Copy each line holding the string "components".

Data provided:
[Begin]
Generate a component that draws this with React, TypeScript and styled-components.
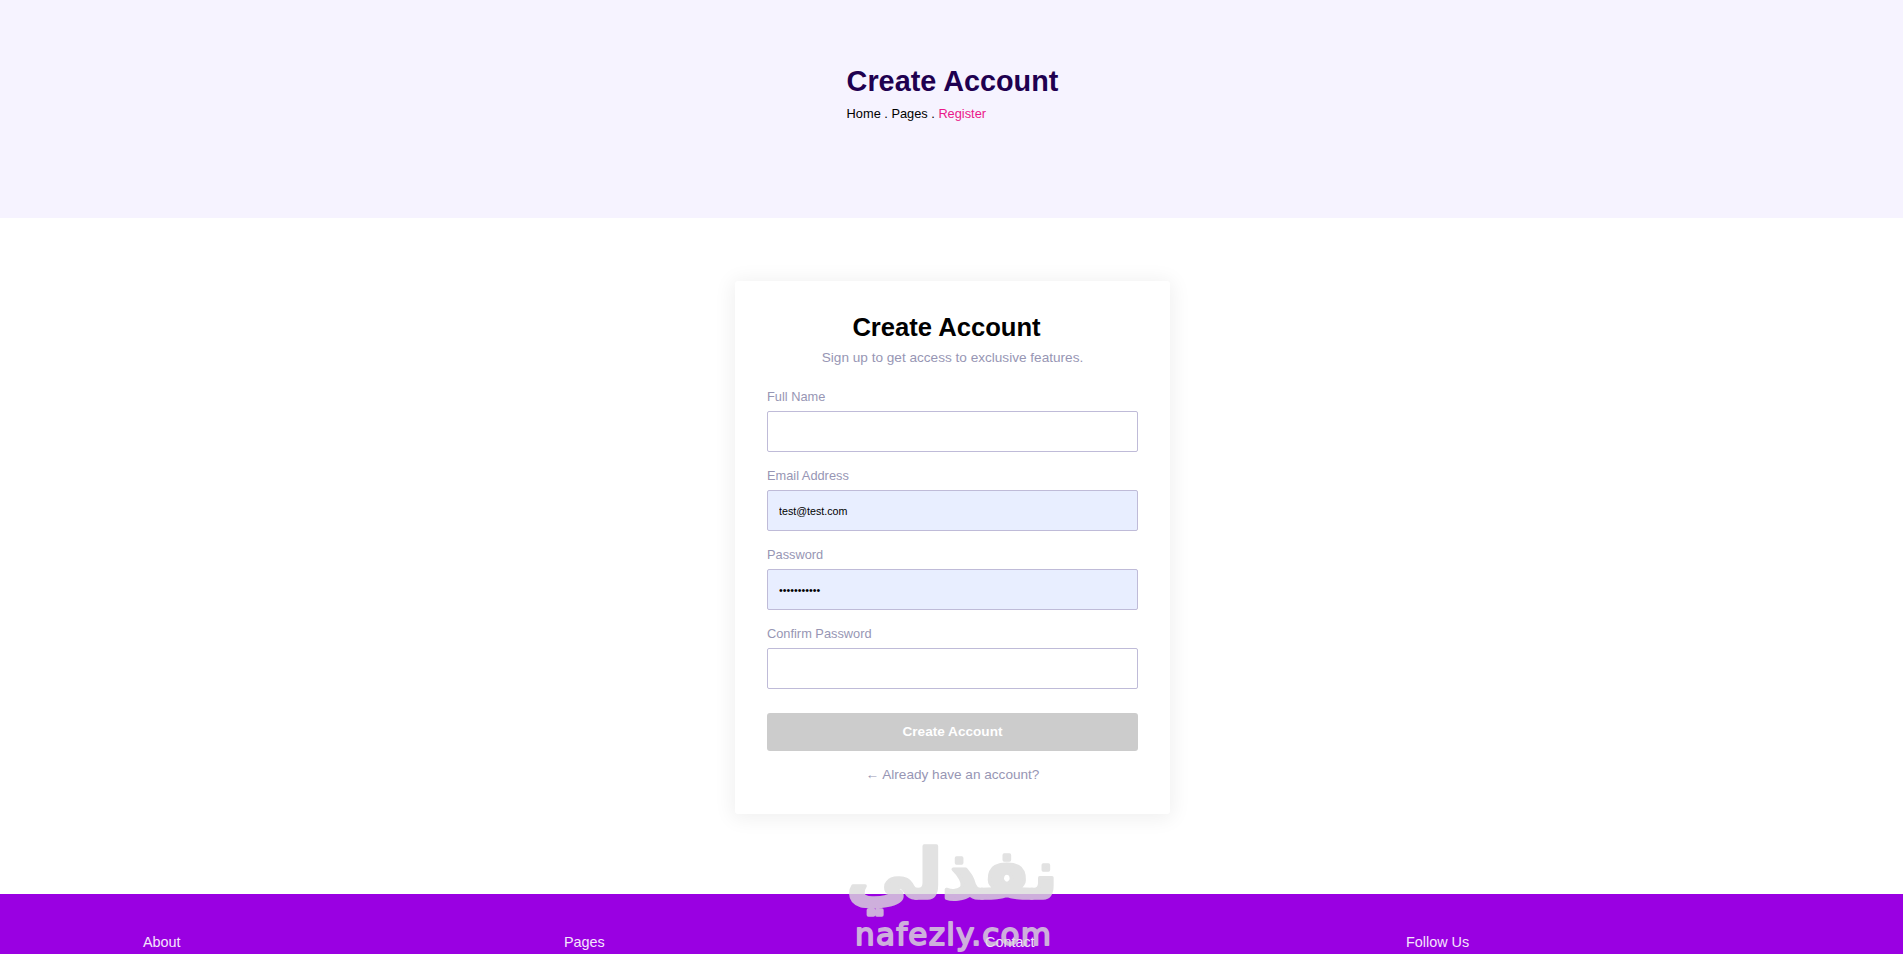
import { useState } from "react";
import styled, { createGlobalStyle } from "styled-components";

const GlobalStyle = createGlobalStyle`
  * {
    box-sizing: border-box;
    margin: 0;
    padding: 0;
  }
  body {
    font-family: "Liberation Sans", Arial, sans-serif;
    font-size: 16px;
    color: #000;
    background: #fff;
    overflow: hidden;
  }
`;

const Page = styled.div`
  display: flex;
  flex-direction: column;
  width: 1905px;
  height: 954px;
  overflow: hidden;
`;

const Hero = styled.header`
  display: flex;
  justify-content: center;
  height: 218px;
  padding-top: 64px;
  background: #f6f3ff;
`;

const HeroTitle = styled.h1`
  font-size: 28.8px;
  line-height: 34px;
  color: #1f0050;
`;

const Breadcrumb = styled.p`
  margin-top: 8px;
  font-size: 12.8px;
  line-height: 15px;

  span {
    color: #ea1789;
  }
`;

const Main = styled.main`
  display: flex;
  justify-content: center;
  align-items: flex-start;
  height: 676px;
  padding-top: 63px;
`;

const Card = styled.form`
  display: flex;
  flex-direction: column;
  width: 435px;
  height: 533px;
  padding: 32px;
  border-radius: 3px;
  background: #fff;
  box-shadow: 0 2px 20px 3px #f0f0f0;
`;

const CardTitle = styled.h2`
  padding-right: 12px;
  font-size: 25.6px;
  line-height: 29px;
  text-align: center;
`;

const CardText = styled.p`
  margin-top: 8px;
  font-size: 13.6px;
  line-height: 16px;
  text-align: center;
  color: #9796b4;
`;

const LoginLink = styled.a`
  margin-top: 16px;
  font-size: 13.6px;
  line-height: 16px;
  text-align: center;
  color: #9796b4;
`;

const Field = styled.div`
  display: flex;
  flex-direction: column;
  margin-bottom: 16px;

  label {
    height: 22px;
    font-size: 12.8px;
    line-height: 15px;
    color: #9796b4;
  }
`;

const Fields = styled.div`
  margin-top: 23px;
`;

const Input = styled.input<{ $filled?: boolean }>`
  height: 41px;
  padding: 0 11px;
  border: 1px solid #bfbbd8;
  border-radius: 2px;
  outline: none;
  font-family: inherit;
  font-size: 10.7px;
  background: ${(props) => (props.$filled ? "#e8eeff" : "#fff")};
`;

const Submit = styled.button`
  flex-shrink: 0;
  height: 38px;
  margin-top: 8px;
  padding-bottom: 2px;
  border: none;
  border-radius: 3px;
  font-family: inherit;
  font-size: 13.6px;
  font-weight: bold;
  color: #fff;
  background: #ccc;
`;

const Footer = styled.footer`
  display: grid;
  grid-template-columns: repeat(4, 421px);
  height: 60px;
  padding: 40px 0 0 143px;
  background: #9a00e2;
  color: #f5e5fc;
  font-size: 14.4px;
  line-height: 17px;
`;

// stays on top of the page, like the site stamp
const Watermark = styled.svg`
  position: absolute;
  left: 840px;
  top: 834px;
  opacity: 0.8;
  pointer-events: none;
`;

const fields = [
  { name: "fullname", label: "Full Name", type: "text", value: "" },
  { name: "email", label: "Email Address", type: "text", value: "test@test.com" },
  { name: "password", label: "Password", type: "password", value: "password123" },
  { name: "confirm", label: "Confirm Password", type: "password", value: "" },
];

const FormField = ({ field }: any) => {
  const [value, setValue] = useState(field.value);

  return (
    <Field>
      <label htmlFor={field.name}>{field.label}</label>
      <Input
        id={field.name}
        type={field.type}
        value={value}
        $filled={field.value !== ""}
        onChange={(e) => setValue(e.target.value)}
      />
    </Field>
  );
};

const App = () => {
  return (
    <>
      <GlobalStyle />
      <Page>
        <Hero>
          <div>
            <HeroTitle>Create Account</HeroTitle>
            <Breadcrumb>
              Home . Pages . <span>Register</span>
            </Breadcrumb>
          </div>
        </Hero>
        <Main>
          <Card>
            <CardTitle>Create Account</CardTitle>
            <CardText>Sign up to get access to exclusive features.</CardText>
            <Fields>
              {fields.map((f) => (
                <FormField key={f.name} field={f} />
              ))}
            </Fields>
            <Submit type="button">Create Account</Submit>
            <LoginLink>← Already have an account?</LoginLink>
          </Card>
        </Main>
        <Footer>
          <p>About</p>
          <p>Pages</p>
          <p>Contact</p>
          <p>Follow Us</p>
        </Footer>
      </Page>
      <Watermark
        width="226"
        height="120"
        fill="#dbdbdb"
        stroke="#dbdbdb"
        strokeLinejoin="round"
      >
        <text
          x="112"
          y="64"
          textAnchor="middle"
          direction="rtl"
          fontFamily="DejaVu Sans, sans-serif"
          fontWeight="bold"
          fontSize="69"
          strokeWidth="3.5"
        >
          نفذلي
        </text>
        <text
          x="15"
          y="111"
          fontFamily="DejaVu Sans, sans-serif"
          fontSize="31"
          strokeWidth="1.8"
          textLength="196"
          lengthAdjust="spacing"
        >
          nafezly.com
        </text>
      </Watermark>
    </>
  );
};

export default App;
[End]
Task answer:
Generate a component that draws this with React, TypeScript and styled-components.
import styled, { createGlobalStyle } from "styled-components";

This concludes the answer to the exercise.